Now that America's nemesis, Osama bin Laden, is gone, it's a good time to scrutinize Washington's ongoing interests in South and Central Asia. The Great Game is very much in play and we need to ask whether Canada should be a footman on America's war carriage.
Relax, I won't bore you by claiming this is all about oil. It's about oil and gas and a whole gaggle of insanely valuable mineral resources and it's about China and Russia and America and which of them will hold sway in this strategically important region.
For a host of reasons, none of them remotely tied to terrorism, the United States wants to be top dog in a new, united Asian region. This is nearly as much about keeping Russian and Chinese influence at bay as it is in securing the great, largely untapped resources of the region.
The Taliban could lay down their arms and open up ice cream parlours tomorrow and Washington would still want a permanent presence in Afghanistan and a dominant influence over the neighbouring Stans plus Iraq plus India. It wasn't that long ago that the Americans showed up in Baghdad begging to be allowed to keep their key bases manned after the scheduled end-of-year pullout of American forces. They're even less interested in leaving Afghanistan any time in the foreseeable future.
Frederick Starr, chairman of the Central Asia-Caucasus Institute at the John Hopkins University. Starr proposed a matrix for a "Great Central Asia cooperative partnership for development" with the US taking the lead, the five Central Asian states and Afghanistan entering as the main members, and India and Pakistan participating.
Starr wrote, ''The main idea of the proposal is to take the US control of the situation in Afghanistan as an opportunity, promote optional and flexible cooperation in security, democracy, economy, transport and energy, and, make up a new region by combining Central Asia with South Asia. The United States is to shoulder the role of a midwife to promote the rebirth of the entire region. "
America intends to stay put and establish something like a Central Asian Monroe Doctrine. Russia and China, however, are making their own moves on the region which, unlike America, lies in their backyard.
Russian and Chinese diplomats ...are now ready to unveil their new avatar in the forthcoming summit meeting of the Shanghai Cooperation Organization (SCO) in Astana on June 15. To sum up a long story, Russian Foreign Minister Sergei Lavrov made a terse remark on May 15 following a meeting of SCO foreign ministers in Almaty, Kazakhstan, ''A few days ago, Afghanistan submitted a request to grant it observer status. The request will be considered at the upcoming [SCO] summit.''
What he didn't say was that earlier in the week, Afghan Foreign Minister Rasoul paid a four-day visit to Beijing and discussed his country's proposal with the Chinese government. The Afghans, Russians and the Chinese seem to have acted in concert and with a speediness that probably took the Obama administration by surprise. The US has been consistently discouraging Kabul from any dangerous liaison with the SCO.

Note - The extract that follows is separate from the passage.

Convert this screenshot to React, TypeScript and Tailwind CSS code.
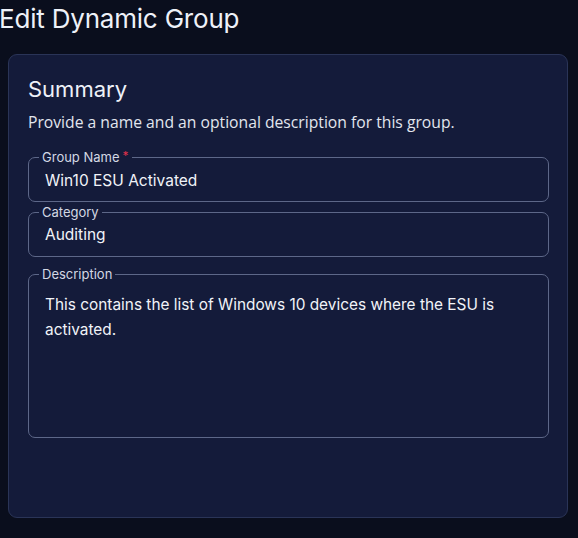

Kabul's ''defection'' constitutes a setback to the US's diplomacy in the Central Asian region, which Washington has been lately insisting is brimming with renewed energy. It certainly weakens the push by the United States and the North Atlantic Treaty Organization (NATO) push to secure long-term military bases in Afghanistan. Put simply, it reduces Washington's capacity to pressure Afghanistan's President Hamid Karzai.
...Lavrov further revealed that India and Pakistan had both submitted formal applications for upgrading their observer status to full membership of SCO and he hinted that the Astana summit would grant the membership. Clearly, Moscow and Beijing have simultaneously steered the Indian, Pakistani and Afghan applications.
This suggests a broad conceptualization and understanding of the emergent regional security scenario in South Asia on the part of Moscow and Beijing. Ironically, Afghanistan is all set now to become the ''hub'' that will bring Central Asia and South Asia together - except that the historic process is taking place not under US stewardship, as Starr conceived, Bush probably wanted and Obama failed to follow up, but under Chinese and Russian partnership.
Imagine American hegemony over Central and South Asia, won at such enormous cost in lives and treasure, being displaced by the Chinese and Russians with the stroke of a pen. What can America possibly offer the region that China can't handily trump? America is fractured, distracted and in decline. China is ascendant and literally next door.
What is concerning is how this will play into America's modern militarism due to which, Andrew Bacevich points out, military force instead of diplomacy has become the instrument of choice in American foreign policy. Losing this region and its vast resources to the Chinese will likely accelerate the decline of American hegemony in other regions of the world including the Middle East and Africa. Is this a ship America is willing to give up without a fight?
What possible business is it of Canada's to become entangled in this? If we continue on blindly believing our side's presence in Afghanistan is all about holding terrorism in check what unmentioned risks are we willing to run? It's about time we had a grown up discussion of what lies ahead.